Tali circostanze, infatti, continuano i Giudici, «che indubbiamente evidenziano un puntuale e preciso controllo della società madre rispetto all’attività operativa e gestionale svolta dalla società ricorrente, trovano adeguata giustificazione nel fatto obiettivo che Pozzoli S.p.A. possedeva al 100% la società ricorrente ed era, quindi, ampiamente legittimata ed interessata a conoscere costantemente e con precisione tutto ciò che faceva la sua controllata.
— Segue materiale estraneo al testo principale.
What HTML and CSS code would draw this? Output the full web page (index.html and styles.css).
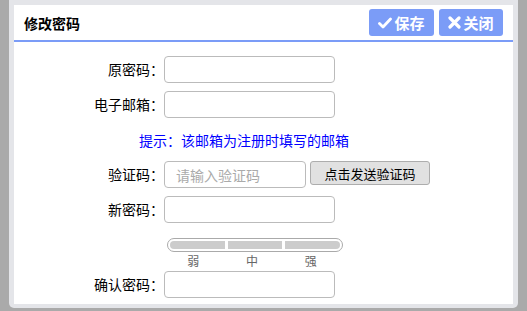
FILE: index.html
```html
<!DOCTYPE html>
<html lang="zh-CN">
<head>
    <meta charset="UTF-8">
    <title>修改密码</title>
    <link rel="stylesheet" href="styles.css">
</head>
<body>
    <div class="dialog">
        <div class="panel">
            <div class="header">
                <span class="title">修改密码</span>
                <div class="tools">
                    <a class="tool_btn save_btn">
                        <svg width="14" height="12" viewBox="0 0 14 12"><path d="M1.5 6.5 L5 10 L12.5 2" fill="none" stroke="#fff" stroke-width="2.8" stroke-linecap="round" stroke-linejoin="round"/></svg>保存
                    </a>
                    <a class="tool_btn close_btn">
                        <svg width="13" height="13" viewBox="0 0 13 13"><path d="M2 2 L11 11 M11 2 L2 11" fill="none" stroke="#fff" stroke-width="3.2" stroke-linecap="round"/></svg>关闭
                    </a>
                </div>
            </div>
            <div class="form">
                <div class="row">
                    <label class="lbl">原密码：</label>
                    <input class="txt" type="password">
                </div>
                <div class="row">
                    <label class="lbl">电子邮箱：</label>
                    <input class="txt" type="text">
                </div>
                <div class="hint">提示：该邮箱为注册时填写的邮箱</div>
                <div class="row">
                    <label class="lbl">验证码：</label>
                    <input class="txt txt_code" type="text" placeholder="请输入验证码">
                    <button class="send_btn">点击发送验证码</button>
                </div>
                <div class="row">
                    <label class="lbl">新密码：</label>
                    <input class="txt" type="password">
                </div>
                <div class="strength">
                    <div class="bar">
                        <span class="seg"></span>
                        <span class="seg"></span>
                        <span class="seg"></span>
                    </div>
                    <div class="levels">
                        <span>弱</span>
                        <span>中</span>
                        <span>强</span>
                    </div>
                </div>
                <div class="row row_last">
                    <label class="lbl">确认密码：</label>
                    <input class="txt" type="password">
                </div>
            </div>
        </div>
    </div>
</body>
</html>
```

FILE: styles.css
```css
html, body {
    margin: 0;
    padding: 0;
}
body {
    background-color: #aaaaaa;
    font-family: "Noto Sans CJK SC", "Liberation Sans", sans-serif;
    font-size: 14px;
    color: #000;
    height: 311px;
    overflow: hidden;
}
.dialog {
    margin-left: 9px;
    width: 499px;
    padding: 5px 5px 4px 5px;
    background-color: #e4e5e9;
    border-radius: 0 0 5px 5px;
}
.panel {
    background-color: #ffffff;
    height: 299px;
}
.header {
    display: flex;
    justify-content: space-between;
    align-items: flex-start;
    height: 35px;
    border-bottom: 2px solid #7b9cf7;
    padding: 0 10px;
}
.title {
    font-weight: bold;
    font-size: 14px;
    line-height: 36px;
}
.tools {
    display: flex;
    gap: 5px;
    margin-top: 4px;
}
.tool_btn {
    display: flex;
    align-items: center;
    justify-content: center;
    gap: 2px;
    height: 27px;
    background-color: #7b9cf7;
    border-radius: 3px;
    color: #fff;
    font-weight: bold;
    font-size: 15px;
}
.save_btn {
    width: 65px;
}
.close_btn {
    width: 64px;
}
.form {
    padding-top: 14px;
}
.row {
    display: flex;
    align-items: flex-start;
    margin-bottom: 8px;
}
.lbl {
    width: 150px;
    text-align: right;
    line-height: 27px;
}
.txt {
    box-sizing: border-box;
    width: 171px;
    height: 27px;
    border: 1px solid #bbbbbb;
    border-radius: 4px;
    padding: 0 11px;
    font-family: inherit;
    font-size: 14px;
    outline: none;
    margin: 0;
}
.txt::placeholder {
    color: #aaaaaa;
}
.txt_code {
    width: 142px;
}
.send_btn {
    box-sizing: border-box;
    margin: 0 0 0 4px;
    width: 120px;
    height: 24px;
    background-color: #e1e1e1;
    border: 1px solid #adadad;
    border-radius: 3px;
    font-family: inherit;
    font-size: 13px;
    color: #000;
    padding: 0;
}
.hint {
    height: 28px;
    line-height: 28px;
    margin-bottom: 7px;
    padding-left: 125px;
    color: #0000ff;
}
.strength {
    margin-left: 150px;
    padding-top: 7px;
    height: 33px;
}
.bar {
    box-sizing: border-box;
    display: flex;
    gap: 3px;
    margin-left: 3px;
    width: 176px;
    height: 14px;
    padding: 2px;
    border: 1px solid #aaaaaa;
    border-radius: 7px;
}
.seg {
    flex: 1;
    background-color: #cccccc;
}
.seg:first-child {
    border-radius: 4px 0 0 4px;
}
.seg:last-child {
    border-radius: 0 4px 4px 0;
}
.levels {
    display: flex;
    width: 176px;
    font-size: 12px;
    color: #666;
    line-height: 17px;
}
.levels span {
    flex: 1;
    text-align: center;
}
```
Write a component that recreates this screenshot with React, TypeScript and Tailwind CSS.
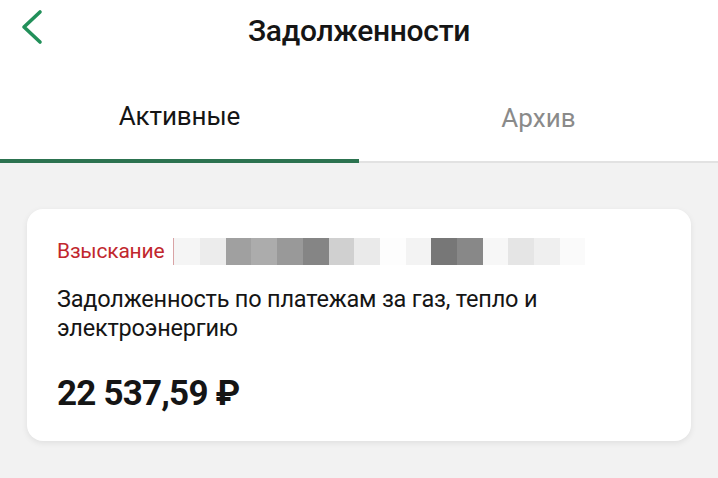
// pixelated (censored) block colours in the card's header row
const BLUR_BLOCKS = [
  '#f5f5f5', '#ececec', '#a0a0a0', '#acacac', '#999999', '#858585', '#d0d0d0', '#eaeaea',
  '#fdfdfd', '#f3f3f3', '#777777', '#888888', '#f7f7f7', '#e5e5e5', '#efefef', '#fafafa',
];

export default function App() {
  return (
    <div className="w-[718px] h-[478px] overflow-hidden bg-[#f2f2f2] font-['Roboto',sans-serif] text-[#151515]">
      {/* Top bar */}
      <div className="bg-white">
        <div className="relative h-[60px] flex items-center justify-center">
          <button aria-label="Назад" className="absolute left-[14px] top-[4px] text-[#22905a]">
            <svg width="36" height="48" viewBox="0 0 36 48" fill="none" aria-hidden="true">
              <polyline
                points="26,8 10,23 26,38"
                stroke="currentColor"
                strokeWidth="3.6"
                strokeLinecap="round"
                strokeLinejoin="round"
              />
            </svg>
          </button>
          <h1 className="text-[30px] font-medium tracking-[-0.3px]">Задолженности</h1>
        </div>

        {/* Tabs */}
        <div className="flex h-[103px]">
          <div className="w-1/2 flex items-center justify-center pt-[14px] border-b-4 border-[#2c7350]">
            <span className="text-[26px] tracking-[-0.1px]">Активные</span>
          </div>
          <div className="w-1/2 flex items-center justify-center pt-[16px] border-b-2 border-[#e2e2e2]">
            <span className="text-[26px] tracking-[0.1px] text-[#8a8a8a]">Архив</span>
          </div>
        </div>
      </div>

      {/* Debt card */}
      <div className="mx-[27px] mt-[46px] rounded-[16px] bg-white px-[30px] pt-[29px] pb-[27px] shadow-[0_2px_6px_rgba(0,0,0,0.08)]">
        <div className="flex items-center h-[27px]">
          <span className="text-[21px] text-[#c1272d] tracking-[-0.2px]">Взыскание</span>
          <span className="ml-[9px] w-px h-[27px] bg-[#d9a3a5]" />
          <div className="flex">
            {BLUR_BLOCKS.map((c, i) => (
              <span key={i} className="w-[25.7px] h-[27px]" style={{ backgroundColor: c }} />
            ))}
          </div>
        </div>

        <p className="mt-[20px] text-[23.5px] leading-[29px] tracking-[-0.2px] w-[540px]">
          Задолженность по платежам за газ, тепло и электроэнергию
        </p>

        <p className="mt-[31px] text-[35px] leading-[40px] font-bold tracking-[-0.8px]">22 537,59 ₽</p>
      </div>
    </div>
  );
}
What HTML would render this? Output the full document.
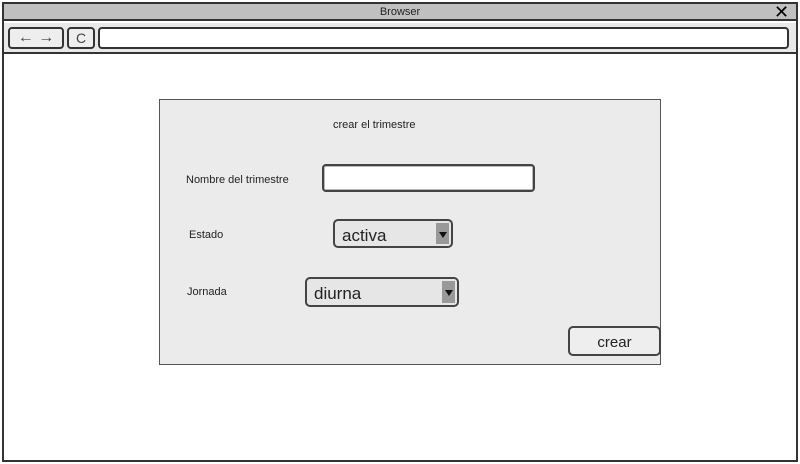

Anzi se Pozzoli S.p.A. si fosse comportata in maniera diversa e non avesse seguito con attenzione svolta dalla società da lei controllata al 100%, la sua condotta sarebbe apparsa imprudente e, comunque, non conforme ai principi di una sana e corretta amministrazione aziendale».

«Di conseguenza ritenere, come ha fatto l’Agenzia delle Entrate nel caso di specie, che ogni decisione rilevante ai fini della gestione della società ricorrente sia stata presa in Italia e che tale elemento decisionale sia di per se stesso sufficiente e decisivo, in assenza di prova anche di una effettiva e preponderante attività materiale esecutiva, ad individuare la sede effettiva della società … appare a questo Collegio eccessivo ed anche foriero di soluzioni non solo contrastanti, con le conseguenze del caso in materia di doppie imposizioni ma anche lontane dalla “ratio” delle norme di riferimento, che, in sostanza, sono dirette ad applicare le imposte con riferimento alle attività imprenditoriali effettivamente svolte e dove le medesime sono materialmente attuate».

[11] In questo senso il consolidato orientamento della Corte di Cassazione secondo cui la nozione di “sede dell’amministrazione” è da intendersi «come il luogo ove hanno concreto svolgimento le attività amministrative e di direzione dell’ente» ossia il luogo «stabilmente utilizzato, per l’accentramento – nei rapporti interni e con i terzi – degli organi e degli uffici societari in vista del compimento degli affari e dell’impulso dell’attività dell’ente» (citazioni tratte dalla sentenza n. 2869 del 2013).